Homily for the 29th Sunday in Ordinary Time Year B
Theme: WHEN AMBITION AND SERVICE GO TOGETHER
By: Fr. Andrew Ekpenyong at St Mary Magdalene Cath. Church, Omaha, USA.
1. Ambition and Service. It was winter. Anne Chauvin, an elderly woman, who was blind, partially paralyzed, homeless and had no one to care for her. Something happened. A 48 year old woman, Jeanne Jugan carried Anne home to her apartment. Jeanne let the old woman have her bed while she slept in the attic, from that day forward. Brothers and sisters, make no mistake about it, even as I give this homily, I don’t believe I would go as far as St Jeanne Jugan in giving up my bed for the homeless. St. Jeanne Jugan, also known as Sister Mary of the Cross, soon took in 2 more elderly and homeless persons and then a dozen. Then she acquired an abandoned convent and gave a home to 40 more. By the time of her death, there were 2,400 other young women who joined Jeanne Jugan, as Little Sisters of the Poor, to care for thousands of homeless people across Europe and North America. St Jeanne had ambition to serve. She served ambitiously. This is what happens when ambition and service go together, in the name of Christ.
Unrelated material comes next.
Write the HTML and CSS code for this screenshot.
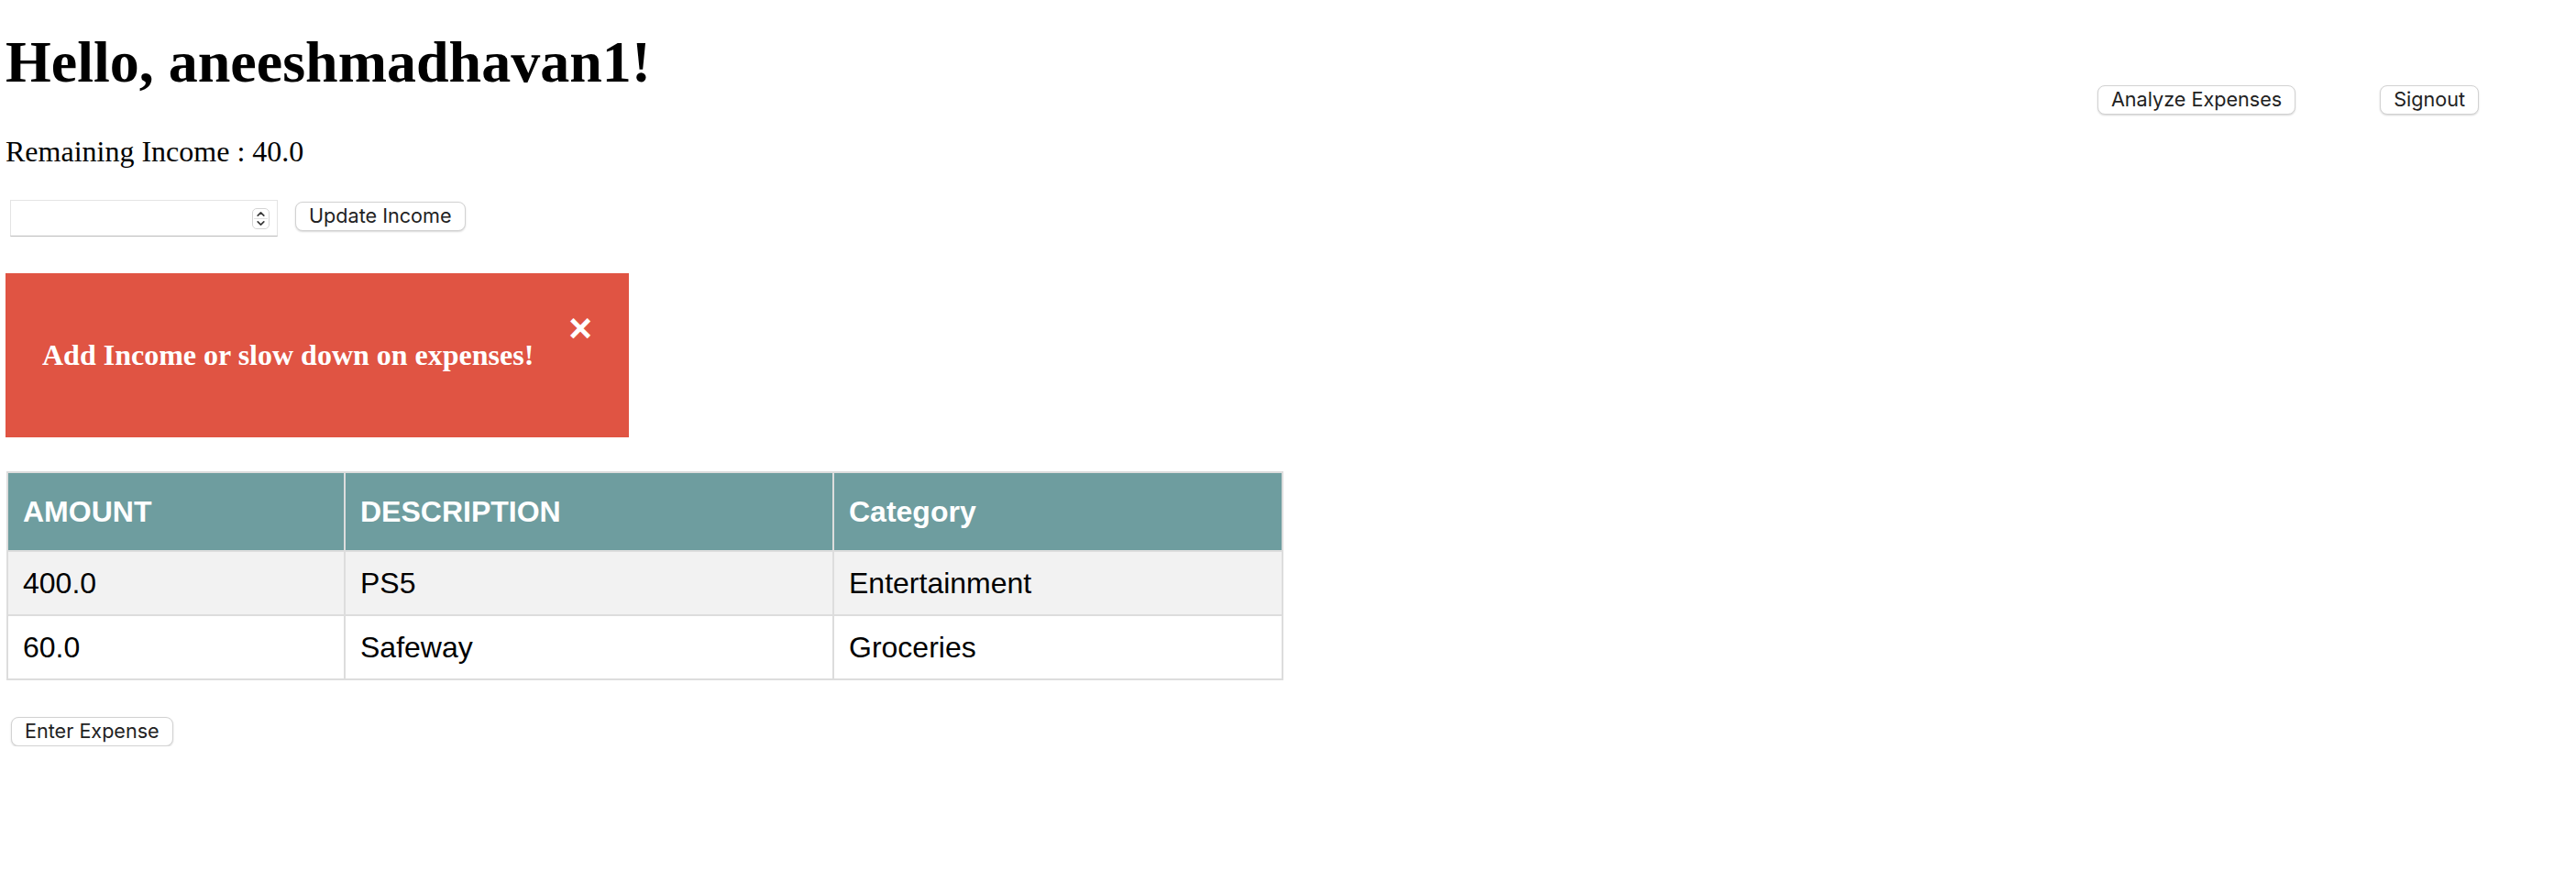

2. Twin Virtues. Brothers and Sisters, today‘s Gospel reading (Mk 10:35-45), teaches many lessons about ambition and servive. Let me summarize just 3. 1. Jesus chose ambitious persons as disciples. All ten other disciples became indignant at James and John when they heard about their ambitious request. They too were interested in those high positions. So why did our Lord choose ambitious persons as disciples to work with Him in spreading the kingdom of God? At the very least, ambition is useful for God’s work of salvation. 2. Jesus turned their selfish ambition to self-less service, to self-less ambition. He did not rebuke James and John and the other disciples for being ambitious but rather taught them: “… whoever wishes to be great among you will be your servant; whoever wishes to be first among you will be the slave of all.” He gave a formula for greatness. 3. Jesus Himself is fulfilled ambition at its best. Our Lord presented the example of His own life and mission: “For the Son of Man did not come to be served but to serve and to give his life as a ransom for many.” (Mk 10:45). Thus, our Lord demonstrated ambitious service at its best: He willingly sacrificed His life for others. This is also the message of the 1st reading (Is 53:10-11): “through his suffering, my servant shall justify many, and their guilt he shall bear”. Through ambitious Christian service, we desire to glorify Christ, not self, for Christ who saved us, deserves such glory. The self-less ambition to serve Christ in others is well articulated by St Thomas Aquinas in terms of the twin virtues of magnanimity and humility: “magnanimity makes a man deem himself worthy of doing great things in consideration of the gifts he holds from God…. humility makes a man think little of himself in consideration of his own deficiency.” (Summa Theologica II-II, Q. 129, Art. 3. Rep. to Obj. 4).
3. #Let them Serve. With humility, James and John, you and I, would not think we deserve to sit at the right and left of Christ in glory, because of our sins and weaknesses. Rather, because of my sins, I deserve to be crucified on His right or left, like the two thieves. But because of God’s abundant gifts to us, because of God’s abundant blessings in my life, I have no better choice than to use those gifts in serving others, to the glory of God. Thus, when ambition and service go together in a follower of Christ, magnanimity and humility become twin virtues that shine forth. Thank God, James and John recognized God’s gift of fortitude when they responded yes, to our Lord’s question: Can you drink the cup that I drink? The cup of self-sacrifice and suffering. They showed magnanimity. Then our Lord demonstrated one of His attributes as our Divine Messiah mentioned in today’s 2nd reading (Heb 4:14-16), namely, “For we do not have a high priest who is unable to sympathize with our weaknesses, but one who has similarly been tested in every way, yet without sin.” Yes, our Lord sympathized with their selfish ambition or vanity, for that was part of the temptation that He Himself overcame when the devil presented Him with fame devoid of self-sacrifice for others. He then continued to teach and form them to be ambitious to serve others. James and John cooperated. Jeanne Jugan and countless saints have cooperated. Even when we do not yet have the generosity to give up our bed for the homeless, we can at least support such work. No wonder the hashtag “#Let them serve” trended on Twitter, when the Little Sisters of the Poor were taken to court by the States of Pennsylvania and California for reasons you know well. Thank God, the Supreme Court on July 8, 2020, allowed them to serve Christ conscientiously in the poor. Thank God, you and I still have lots of opportunities every day, to serve as well. What a privilege!